start

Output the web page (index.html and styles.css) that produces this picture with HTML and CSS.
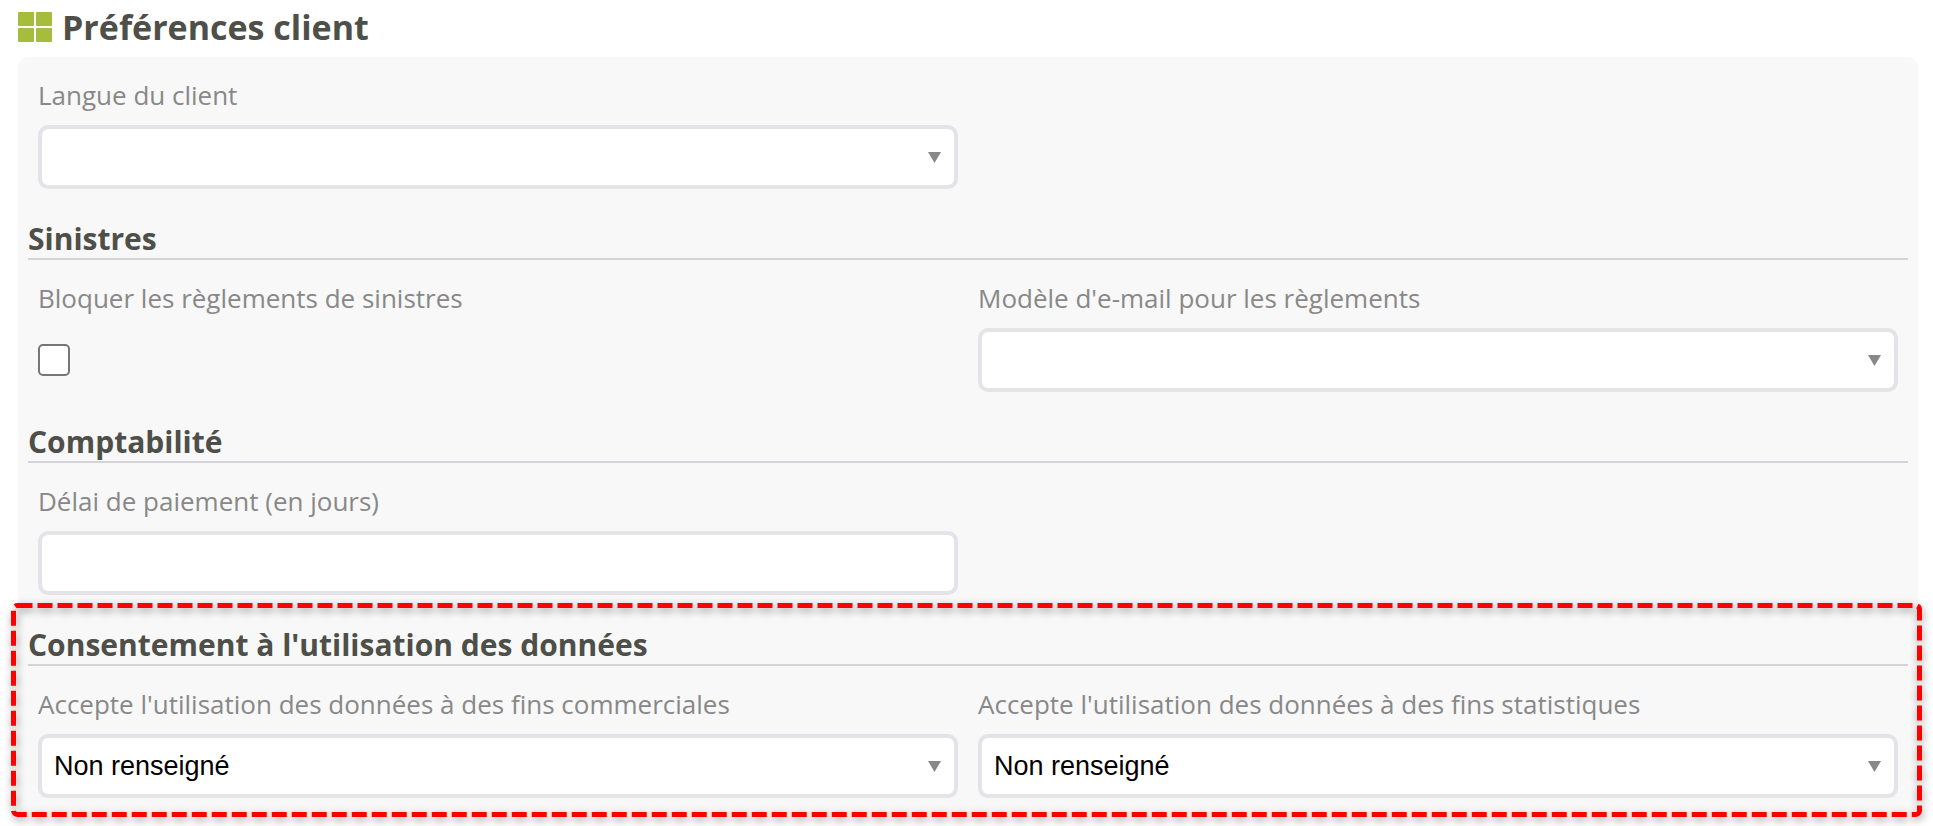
FILE: index.html
```html
<!DOCTYPE html>
<html lang="fr">
<head>
  <meta charset="UTF-8" />
  <meta name="viewport" content="width=device-width, initial-scale=1.0" />
  <title>Préférences client</title>
  <link rel="stylesheet" href="styles.css">
</head>
<body>
  <h1 class="page-title">
    <svg class="logo" viewBox="0 0 34 30" aria-hidden="true">
      <rect x="0" y="0" width="16" height="14" rx="1" />
      <rect x="18" y="0" width="16" height="14" rx="1" />
      <rect x="0" y="16" width="16" height="14" rx="1" />
      <rect x="18" y="16" width="16" height="14" rx="1" />
    </svg>
    Préférences client
  </h1>

  <form class="panel">
    <section class="group">
      <div class="row">
        <div class="field">
          <label for="langue">Langue du client</label>
          <select id="langue"><option></option></select>
        </div>
      </div>
    </section>

    <section class="group">
      <h2>Sinistres</h2>
      <div class="row">
        <div class="field">
          <label for="bloquer">Bloquer les règlements de sinistres</label>
          <div class="check"><input type="checkbox" id="bloquer"></div>
        </div>
        <div class="field">
          <label for="modele">Modèle d'e-mail pour les règlements</label>
          <select id="modele"><option></option></select>
        </div>
      </div>
    </section>

    <section class="group">
      <h2>Comptabilité</h2>
      <div class="row">
        <div class="field">
          <label for="delai">Délai de paiement (en jours)</label>
          <input type="text" id="delai">
        </div>
      </div>
    </section>

    <section class="group highlight">
      <h2>Consentement à l'utilisation des données</h2>
      <div class="row">
        <div class="field">
          <label for="commercial">Accepte l'utilisation des données à des fins commerciales</label>
          <select id="commercial">
            <option>Non renseigné</option>
            <option>Oui</option>
            <option>Non</option>
          </select>
        </div>
        <div class="field">
          <label for="statistique">Accepte l'utilisation des données à des fins statistiques</label>
          <select id="statistique">
            <option>Non renseigné</option>
            <option>Oui</option>
            <option>Non</option>
          </select>
        </div>
      </div>
      <svg class="outline" aria-hidden="true"><rect x="2.5" y="2.5" rx="4" /></svg>
    </section>
  </form>
</body>
</html>
```
FILE: styles.css
```css
* {
  box-sizing: border-box;
}

body {
  margin: 0;
  padding: 0 15px 12px 18px;
  background: #fff;
  font-family: 'Open Sans', sans-serif;
  color: #4d4f48;
}

.page-title {
  display: flex;
  align-items: center;
  gap: 10px;
  height: 57px;
  margin: 0;
  padding-bottom: 3px;
  font-size: 34px;
  line-height: 44px;
}

.logo {
  width: 34px;
  height: 30px;
  fill: #a4be3b;
}

.panel {
  padding: 18px 10px 16px;
  border-radius: 10px;
  background: #f8f8f8;
}

.group + .group {
  margin-top: 31px;
}

h2 {
  margin: 0 0 18px;
  border-bottom: 2px solid #d3d3da;
  font-size: 30px;
  line-height: 38px;
}

.row {
  display: grid;
  grid-template-columns: 1fr 1fr;
  gap: 20px;
  padding: 0 10px;
}

.field {
  display: flex;
  flex-direction: column;
  gap: 10px;
}

label {
  color: #888;
  font-size: 26px;
  line-height: 40px;
}

select,
input[type="text"] {
  width: 100%;
  height: 64px;
  padding: 0 12px;
  border: 4px solid #e3e3e8;
  border-radius: 10px;
  background-color: #fff;
  color: #000;
  font-family: 'Liberation Sans', Arial, sans-serif;
  font-size: 27px;
}

select {
  appearance: none;
  background-image: url("data:image/svg+xml,%3Csvg xmlns='http://www.w3.org/2000/svg' width='13' height='11'%3E%3Cpath d='M0 0h13L6.5 11z' fill='%23888'/%3E%3C/svg%3E");
  background-repeat: no-repeat;
  background-position: right 13px center;
}

.check {
  display: flex;
  align-items: center;
  height: 64px;
}

input[type="checkbox"] {
  appearance: none;
  width: 32px;
  height: 32px;
  margin: 0;
  border: 2px solid #767676;
  border-radius: 5px;
  background: #fff;
}

input[type="checkbox"]:checked {
  background: #767676;
}

.highlight {
  position: relative;
}

/* dashed frame drawn around the consent block */
.outline {
  position: absolute;
  top: -23px;
  left: -17px;
  width: calc(100% + 31px);
  height: calc(100% + 42px);
  overflow: visible;
  pointer-events: none;
  filter: drop-shadow(1px 3px 4px rgba(0, 0, 0, 0.4));
}

.outline rect {
  width: calc(100% - 5px);
  height: calc(100% - 5px);
  fill: none;
  stroke: #f00;
  stroke-width: 5;
  stroke-dasharray: 15 5;
}
```
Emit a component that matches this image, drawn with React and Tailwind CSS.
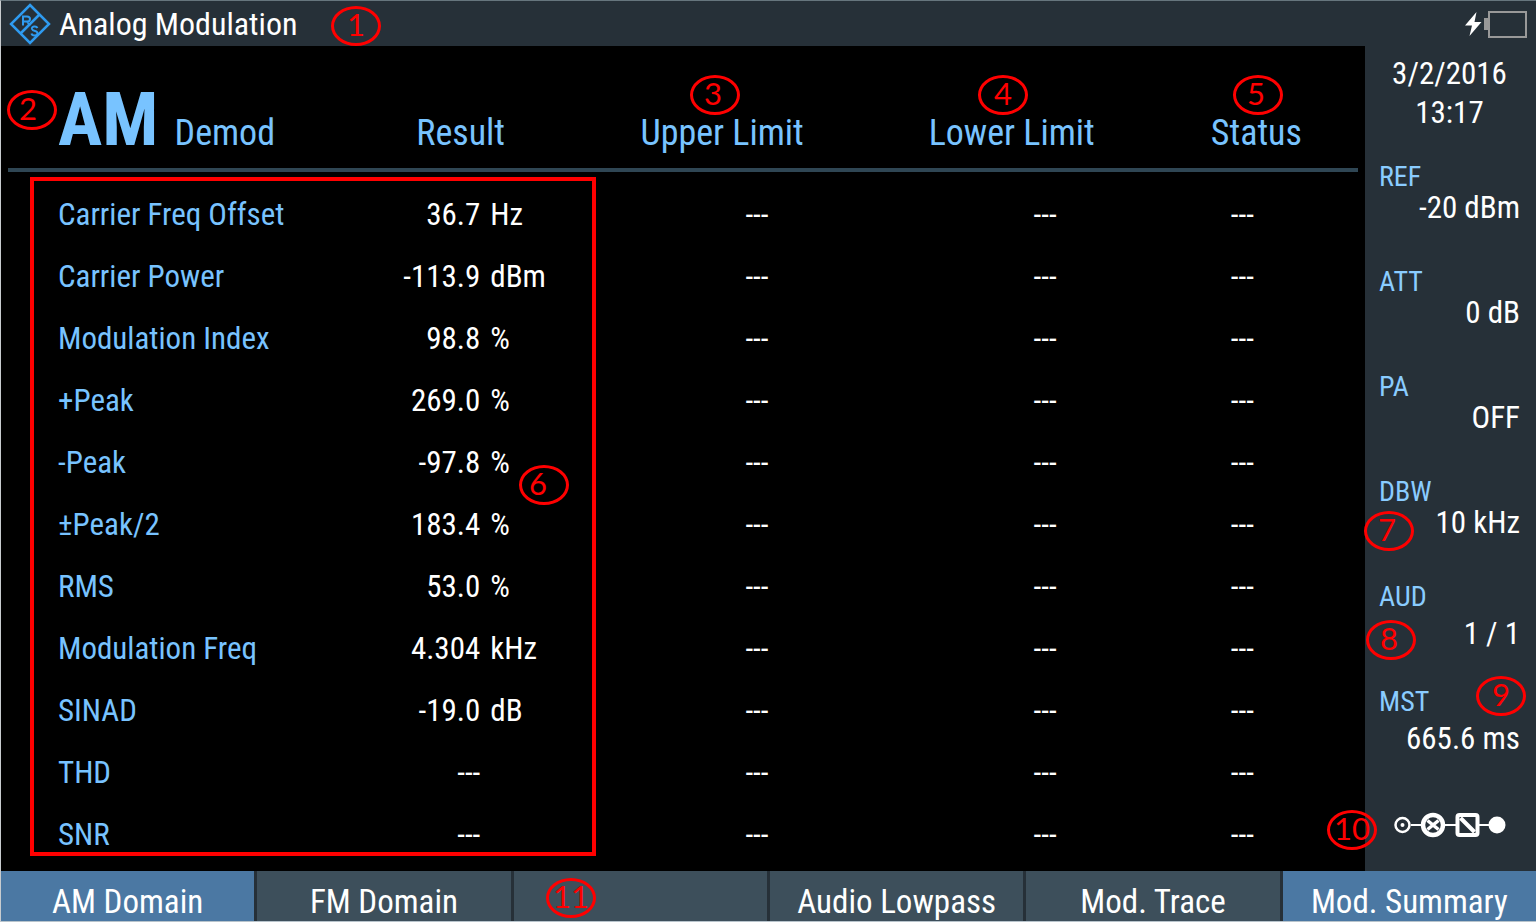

end

■ Problem: Set the data above down again exactly as given, with no pictures.

■ The solution:
Output the web page (index.html and styles.css) that produces this picture with HTML and CSS.
FILE: index.html
```html
<!DOCTYPE html>
<html lang="fr">
<head>
  <meta charset="UTF-8" />
  <meta name="viewport" content="width=device-width, initial-scale=1.0" />
  <title>Préférences client</title>
  <link rel="stylesheet" href="styles.css">
</head>
<body>
  <h1 class="page-title">
    <svg class="logo" viewBox="0 0 34 30" aria-hidden="true">
      <rect x="0" y="0" width="16" height="14" rx="1" />
      <rect x="18" y="0" width="16" height="14" rx="1" />
      <rect x="0" y="16" width="16" height="14" rx="1" />
      <rect x="18" y="16" width="16" height="14" rx="1" />
    </svg>
    Préférences client
  </h1>

  <form class="panel">
    <section class="group">
      <div class="row">
        <div class="field">
          <label for="langue">Langue du client</label>
          <select id="langue"><option></option></select>
        </div>
      </div>
    </section>

    <section class="group">
      <h2>Sinistres</h2>
      <div class="row">
        <div class="field">
          <label for="bloquer">Bloquer les règlements de sinistres</label>
          <div class="check"><input type="checkbox" id="bloquer"></div>
        </div>
        <div class="field">
          <label for="modele">Modèle d'e-mail pour les règlements</label>
          <select id="modele"><option></option></select>
        </div>
      </div>
    </section>

    <section class="group">
      <h2>Comptabilité</h2>
      <div class="row">
        <div class="field">
          <label for="delai">Délai de paiement (en jours)</label>
          <input type="text" id="delai">
        </div>
      </div>
    </section>

    <section class="group highlight">
      <h2>Consentement à l'utilisation des données</h2>
      <div class="row">
        <div class="field">
          <label for="commercial">Accepte l'utilisation des données à des fins commerciales</label>
          <select id="commercial">
            <option>Non renseigné</option>
            <option>Oui</option>
            <option>Non</option>
          </select>
        </div>
        <div class="field">
          <label for="statistique">Accepte l'utilisation des données à des fins statistiques</label>
          <select id="statistique">
            <option>Non renseigné</option>
            <option>Oui</option>
            <option>Non</option>
          </select>
        </div>
      </div>
      <svg class="outline" aria-hidden="true"><rect x="2.5" y="2.5" rx="4" /></svg>
    </section>
  </form>
</body>
</html>
```
FILE: styles.css
```css
* {
  box-sizing: border-box;
}

body {
  margin: 0;
  padding: 0 15px 12px 18px;
  background: #fff;
  font-family: 'Open Sans', sans-serif;
  color: #4d4f48;
}

.page-title {
  display: flex;
  align-items: center;
  gap: 10px;
  height: 57px;
  margin: 0;
  padding-bottom: 3px;
  font-size: 34px;
  line-height: 44px;
}

.logo {
  width: 34px;
  height: 30px;
  fill: #a4be3b;
}

.panel {
  padding: 18px 10px 16px;
  border-radius: 10px;
  background: #f8f8f8;
}

.group + .group {
  margin-top: 31px;
}

h2 {
  margin: 0 0 18px;
  border-bottom: 2px solid #d3d3da;
  font-size: 30px;
  line-height: 38px;
}

.row {
  display: grid;
  grid-template-columns: 1fr 1fr;
  gap: 20px;
  padding: 0 10px;
}

.field {
  display: flex;
  flex-direction: column;
  gap: 10px;
}

label {
  color: #888;
  font-size: 26px;
  line-height: 40px;
}

select,
input[type="text"] {
  width: 100%;
  height: 64px;
  padding: 0 12px;
  border: 4px solid #e3e3e8;
  border-radius: 10px;
  background-color: #fff;
  color: #000;
  font-family: 'Liberation Sans', Arial, sans-serif;
  font-size: 27px;
}

select {
  appearance: none;
  background-image: url("data:image/svg+xml,%3Csvg xmlns='http://www.w3.org/2000/svg' width='13' height='11'%3E%3Cpath d='M0 0h13L6.5 11z' fill='%23888'/%3E%3C/svg%3E");
  background-repeat: no-repeat;
  background-position: right 13px center;
}

.check {
  display: flex;
  align-items: center;
  height: 64px;
}

input[type="checkbox"] {
  appearance: none;
  width: 32px;
  height: 32px;
  margin: 0;
  border: 2px solid #767676;
  border-radius: 5px;
  background: #fff;
}

input[type="checkbox"]:checked {
  background: #767676;
}

.highlight {
  position: relative;
}

/* dashed frame drawn around the consent block */
.outline {
  position: absolute;
  top: -23px;
  left: -17px;
  width: calc(100% + 31px);
  height: calc(100% + 42px);
  overflow: visible;
  pointer-events: none;
  filter: drop-shadow(1px 3px 4px rgba(0, 0, 0, 0.4));
}

.outline rect {
  width: calc(100% - 5px);
  height: calc(100% - 5px);
  fill: none;
  stroke: #f00;
  stroke-width: 5;
  stroke-dasharray: 15 5;
}
```
Emit a component that matches this image, drawn with React and Tailwind CSS.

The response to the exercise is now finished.